Mistake 2: using choreography that is too large
Complex spins, drops, and fast limb crossings often break face and body consistency much faster than simple upper-body motion.
Mistake 3: hiding the source logic
If the viewer cannot tell what references you used, the post becomes less educational and less credible.
Mistake 4: pushing for perfection too early
This workflow is strongest when treated as iteration. Start with small motion success, then expand the complexity gradually.
Publishing actions
Use it as a “what currently works” post
Posts like this perform well when framed as practical testing rather than hype. Viewers save the content because it contains a usable conclusion.
Offer the tool link or prompt pack
The CTA is natural here because the audience wants to try the exact workflow for themselves.
Build a dance-copy series
One reel can become a full content lane: close-up dances, duo dances, full-body dances, and failure analysis across different tools.
FAQ
Why does close-up movement transfer work better?
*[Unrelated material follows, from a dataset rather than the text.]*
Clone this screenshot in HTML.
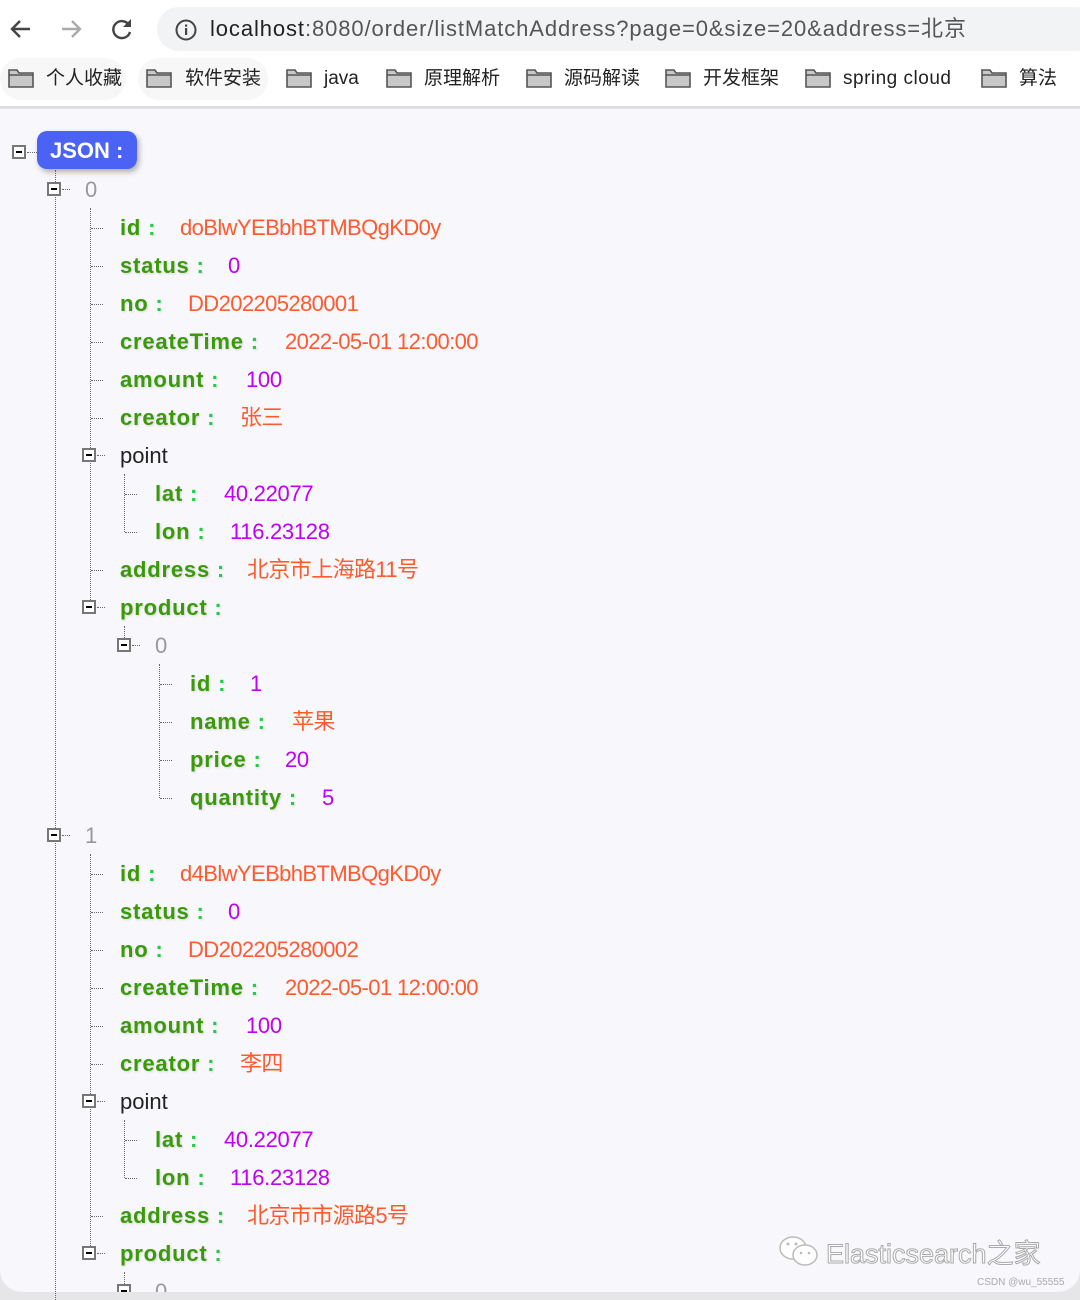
<!DOCTYPE html>
<html><head><meta charset="utf-8"><style>
*{margin:0;padding:0;box-sizing:border-box}
body{width:1080px;height:1300px;overflow:hidden;background:#e6e6e8;font-family:"Liberation Sans","Noto Sans CJK SC",sans-serif;position:relative}
#hd{position:absolute;left:0;top:0;width:1080px;height:108px;background:#fff;border-bottom:2px solid #dcdcdc}
#ct{position:absolute;left:0;top:109px;width:1080px;height:1183px;background:#f8f8fc;border-radius:0 0 22px 22px}
.a{position:absolute;white-space:nowrap;line-height:28px;height:28px}
.k{font-weight:bold;font-size:22px;color:#3a9a0a;letter-spacing:.8px;text-shadow:1px 1px 2px rgba(0,0,0,.15)}
.k i{font-style:normal;color:#22cc44}
.s{font-size:22px;color:#ff5a2e;letter-spacing:-.6px}
.n{font-size:22px;color:#c000f0;letter-spacing:-.3px}
.g{font-size:22px;color:#999}
.p{font-size:22px;color:#222}
.t{position:absolute;width:14px;height:14px;border:2px solid #777;background:#fff}
.t:after{content:"";position:absolute;left:2px;top:4px;width:6px;height:2px;background:#000}
.h{position:absolute;height:0;border-top:1px dotted #666}
.v{position:absolute;width:0;border-left:1px dotted #666}
.f{position:absolute;width:26px;height:19px}
.bm{position:absolute;top:66px;font-size:19px;color:#222;line-height:26px}
</style></head><body>
<div id="hd">
<svg style="position:absolute;left:8px;top:17px" width="26" height="24" viewBox="0 0 26 24"><path d="M22 12H5M12 4l-8 8 8 8" stroke="#444" stroke-width="2.4" fill="none"/></svg>
<svg style="position:absolute;left:58px;top:17px" width="26" height="24" viewBox="0 0 26 24"><path d="M4 12h17M14 4l8 8-8 8" stroke="#aaa" stroke-width="2.4" fill="none"/></svg>
<svg style="position:absolute;left:109px;top:16px" width="26" height="26" viewBox="0 0 26 26"><path d="M20 9A8.5 8.5 0 1 0 21 16" stroke="#444" stroke-width="2.4" fill="none"/><path d="M22 3v8h-8z" fill="#444"/></svg>
<div style="position:absolute;left:157px;top:7px;width:940px;height:44px;border-radius:22px;background:#f1f3f4"></div>
<svg style="position:absolute;left:174px;top:18px" width="24" height="24" viewBox="0 0 24 24"><circle cx="12" cy="12" r="9.5" stroke="#444" stroke-width="2" fill="none"/><rect x="11" y="10" width="2.2" height="7" fill="#444"/><rect x="11" y="6.5" width="2.2" height="2.2" fill="#444"/></svg>
<div class="a" style="left:210px;top:15px;font-size:22px;color:#222;letter-spacing:.9px">localhost<span style="color:#555">:8080/order/listMatchAddress?page=0&amp;size=20&amp;address=北京</span></div>
<div style="position:absolute;left:138px;top:58px;width:130px;height:42px;border-radius:21px;background:#f7f7f8"></div>
<div style="position:absolute;left:0;top:58px;width:126px;height:42px;border-radius:21px;background:#f7f7f8"></div>
<svg class="f" style="left:8px;top:69px" viewBox="0 0 26 19"><path d="M1 1h8l2 3h14v14H1z" fill="#c8c8c8" stroke="#555" stroke-width="1.6"/><path d="M1 6h24" stroke="#555" stroke-width="1.4"/></svg><div class="bm" style="left:46px">个人收藏</div>
<svg class="f" style="left:146px;top:69px" viewBox="0 0 26 19"><path d="M1 1h8l2 3h14v14H1z" fill="#c8c8c8" stroke="#555" stroke-width="1.6"/><path d="M1 6h24" stroke="#555" stroke-width="1.4"/></svg><div class="bm" style="left:185px">软件安装</div>
<svg class="f" style="left:286px;top:69px" viewBox="0 0 26 19"><path d="M1 1h8l2 3h14v14H1z" fill="#c8c8c8" stroke="#555" stroke-width="1.6"/><path d="M1 6h24" stroke="#555" stroke-width="1.4"/></svg><div class="bm" style="left:324px">java</div>
<svg class="f" style="left:386px;top:69px" viewBox="0 0 26 19"><path d="M1 1h8l2 3h14v14H1z" fill="#c8c8c8" stroke="#555" stroke-width="1.6"/><path d="M1 6h24" stroke="#555" stroke-width="1.4"/></svg><div class="bm" style="left:424px">原理解析</div>
<svg class="f" style="left:526px;top:69px" viewBox="0 0 26 19"><path d="M1 1h8l2 3h14v14H1z" fill="#c8c8c8" stroke="#555" stroke-width="1.6"/><path d="M1 6h24" stroke="#555" stroke-width="1.4"/></svg><div class="bm" style="left:564px">源码解读</div>
<svg class="f" style="left:665px;top:69px" viewBox="0 0 26 19"><path d="M1 1h8l2 3h14v14H1z" fill="#c8c8c8" stroke="#555" stroke-width="1.6"/><path d="M1 6h24" stroke="#555" stroke-width="1.4"/></svg><div class="bm" style="left:703px">开发框架</div>
<svg class="f" style="left:805px;top:69px" viewBox="0 0 26 19"><path d="M1 1h8l2 3h14v14H1z" fill="#c8c8c8" stroke="#555" stroke-width="1.6"/><path d="M1 6h24" stroke="#555" stroke-width="1.4"/></svg><div class="bm" style="left:843px;letter-spacing:.5px">spring cloud</div>
<svg class="f" style="left:981px;top:69px" viewBox="0 0 26 19"><path d="M1 1h8l2 3h14v14H1z" fill="#c8c8c8" stroke="#555" stroke-width="1.6"/><path d="M1 6h24" stroke="#555" stroke-width="1.4"/></svg><div class="bm" style="left:1019px">算法</div>
</div>
<div id="ct"></div>

<div class="t" style="left:12px;top:145px"></div><div class="h" style="left:27px;top:152px;width:10px"></div>
<div style="position:absolute;left:37px;top:131px;width:100px;height:38px;border-radius:10px;background:#4a63f5;box-shadow:2px 3px 6px rgba(0,0,0,.3);color:#fff;font-weight:bold;font-size:22px;line-height:40px;padding-left:13px">JSON :</div>

<div class="v" style="left:55px;top:170px;height:1130px"></div>

<div>
<div class="t" style="left:47px;top:182px"></div><div class="h" style="left:62px;top:189px;width:8px"></div><div class="a g" style="left:85px;top:176px">0</div>
<div class="v" style="left:90px;top:208px;height:400px"></div>
<div class="h" style="left:91px;top:228px;width:12px"></div><div class="a k" style="left:120px;top:214px">id <i>:</i></div><div class="a s" style="left:180px;top:214px">doBlwYEBbhBTMBQgKD0y</div>
<div class="h" style="left:91px;top:266px;width:12px"></div><div class="a k" style="left:120px;top:252px">status <i>:</i></div><div class="a n" style="left:228px;top:252px">0</div>
<div class="h" style="left:91px;top:304px;width:12px"></div><div class="a k" style="left:120px;top:290px">no <i>:</i></div><div class="a s" style="left:188px;top:290px">DD202205280001</div>
<div class="h" style="left:91px;top:342px;width:12px"></div><div class="a k" style="left:120px;top:328px">createTime <i>:</i></div><div class="a s" style="left:285px;top:328px">2022-05-01 12:00:00</div>
<div class="h" style="left:91px;top:380px;width:12px"></div><div class="a k" style="left:120px;top:366px">amount <i>:</i></div><div class="a n" style="left:246px;top:366px">100</div>
<div class="h" style="left:91px;top:418px;width:12px"></div><div class="a k" style="left:120px;top:404px">creator <i>:</i></div><div class="a s" style="left:240px;top:404px">张三</div>
<div class="t" style="left:82px;top:448px"></div><div class="h" style="left:97px;top:455px;width:8px"></div><div class="a p" style="left:120px;top:442px">point</div>
<div class="v" style="left:124px;top:474px;height:58px"></div>
<div class="h" style="left:125px;top:494px;width:12px"></div><div class="a k" style="left:155px;top:480px">lat <i>:</i></div><div class="a n" style="left:224px;top:480px">40.22077</div>
<div class="h" style="left:125px;top:532px;width:12px"></div><div class="a k" style="left:155px;top:518px">lon <i>:</i></div><div class="a n" style="left:230px;top:518px">116.23128</div>
<div class="h" style="left:91px;top:570px;width:12px"></div><div class="a k" style="left:120px;top:556px">address <i>:</i></div><div class="a s" style="left:247px;top:556px">北京市上海路11号</div>
<div class="t" style="left:82px;top:600px"></div><div class="h" style="left:97px;top:607px;width:8px"></div><div class="a k" style="left:120px;top:594px">product <i>:</i></div>
<div class="v" style="left:124px;top:626px;height:12px"></div>
<div class="t" style="left:117px;top:638px"></div><div class="h" style="left:132px;top:645px;width:8px"></div><div class="a g" style="left:155px;top:632px">0</div>
<div class="v" style="left:159px;top:664px;height:134px"></div>
<div class="h" style="left:160px;top:684px;width:12px"></div><div class="a k" style="left:190px;top:670px">id <i>:</i></div><div class="a n" style="left:250px;top:670px">1</div>
<div class="h" style="left:160px;top:722px;width:12px"></div><div class="a k" style="left:190px;top:708px">name <i>:</i></div><div class="a s" style="left:292px;top:708px">苹果</div>
<div class="h" style="left:160px;top:760px;width:12px"></div><div class="a k" style="left:190px;top:746px">price <i>:</i></div><div class="a n" style="left:285px;top:746px">20</div>
<div class="h" style="left:160px;top:798px;width:12px"></div><div class="a k" style="left:190px;top:784px">quantity <i>:</i></div><div class="a n" style="left:322px;top:784px">5</div>
</div>

<div style="position:absolute;left:0;top:646px;width:1080px;height:646px;overflow:hidden">
<div class="t" style="left:47px;top:182px"></div><div class="h" style="left:62px;top:189px;width:8px"></div><div class="a g" style="left:85px;top:176px">1</div>
<div class="v" style="left:90px;top:208px;height:400px"></div>
<div class="h" style="left:91px;top:228px;width:12px"></div><div class="a k" style="left:120px;top:214px">id <i>:</i></div><div class="a s" style="left:180px;top:214px">d4BlwYEBbhBTMBQgKD0y</div>
<div class="h" style="left:91px;top:266px;width:12px"></div><div class="a k" style="left:120px;top:252px">status <i>:</i></div><div class="a n" style="left:228px;top:252px">0</div>
<div class="h" style="left:91px;top:304px;width:12px"></div><div class="a k" style="left:120px;top:290px">no <i>:</i></div><div class="a s" style="left:188px;top:290px">DD202205280002</div>
<div class="h" style="left:91px;top:342px;width:12px"></div><div class="a k" style="left:120px;top:328px">createTime <i>:</i></div><div class="a s" style="left:285px;top:328px">2022-05-01 12:00:00</div>
<div class="h" style="left:91px;top:380px;width:12px"></div><div class="a k" style="left:120px;top:366px">amount <i>:</i></div><div class="a n" style="left:246px;top:366px">100</div>
<div class="h" style="left:91px;top:418px;width:12px"></div><div class="a k" style="left:120px;top:404px">creator <i>:</i></div><div class="a s" style="left:240px;top:404px">李四</div>
<div class="t" style="left:82px;top:448px"></div><div class="h" style="left:97px;top:455px;width:8px"></div><div class="a p" style="left:120px;top:442px">point</div>
<div class="v" style="left:124px;top:474px;height:58px"></div>
<div class="h" style="left:125px;top:494px;width:12px"></div><div class="a k" style="left:155px;top:480px">lat <i>:</i></div><div class="a n" style="left:224px;top:480px">40.22077</div>
<div class="h" style="left:125px;top:532px;width:12px"></div><div class="a k" style="left:155px;top:518px">lon <i>:</i></div><div class="a n" style="left:230px;top:518px">116.23128</div>
<div class="h" style="left:91px;top:570px;width:12px"></div><div class="a k" style="left:120px;top:556px">address <i>:</i></div><div class="a s" style="left:247px;top:556px">北京市市源路5号</div>
<div class="t" style="left:82px;top:600px"></div><div class="h" style="left:97px;top:607px;width:8px"></div><div class="a k" style="left:120px;top:594px">product <i>:</i></div>
<div class="v" style="left:124px;top:626px;height:12px"></div>
<div class="t" style="left:117px;top:638px"></div><div class="a g" style="left:155px;top:632px">0</div>
</div>

<svg style="position:absolute;left:778px;top:1234px" width="44" height="36" viewBox="0 0 44 36"><ellipse cx="15" cy="14" rx="13" ry="11" fill="#fff" stroke="#bbb" stroke-width="1.5"/><ellipse cx="27" cy="21" rx="12" ry="10" fill="#fff" stroke="#bbb" stroke-width="1.5"/><circle cx="10" cy="10" r="1.5" fill="#bbb"/><circle cx="18" cy="10" r="1.5" fill="#bbb"/><circle cx="23" cy="19" r="1.3" fill="#bbb"/><circle cx="31" cy="19" r="1.3" fill="#bbb"/></svg>
<div class="a" style="left:826px;top:1238px;font-size:27px;height:32px;line-height:32px;color:#fff;-webkit-text-stroke:1px #aaa">Elasticsearch之家</div>
<div class="a" style="left:977px;top:1276px;font-size:10px;height:14px;line-height:14px;color:#aaa">CSDN @wu_55555</div>
</body></html>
Because the model has more facial information to preserve while following the motion reference.
Why keep the dance simple?
Simple choreography improves the odds that identity and anatomy stay coherent.
Can this workflow work with other AI influencers?
Yes. The method is transferable as long as the source identity image is stable and the motion reference is readable.
Why is the side tutorial panel useful?
It makes the result easier to trust because the inputs are visible inside the content itself.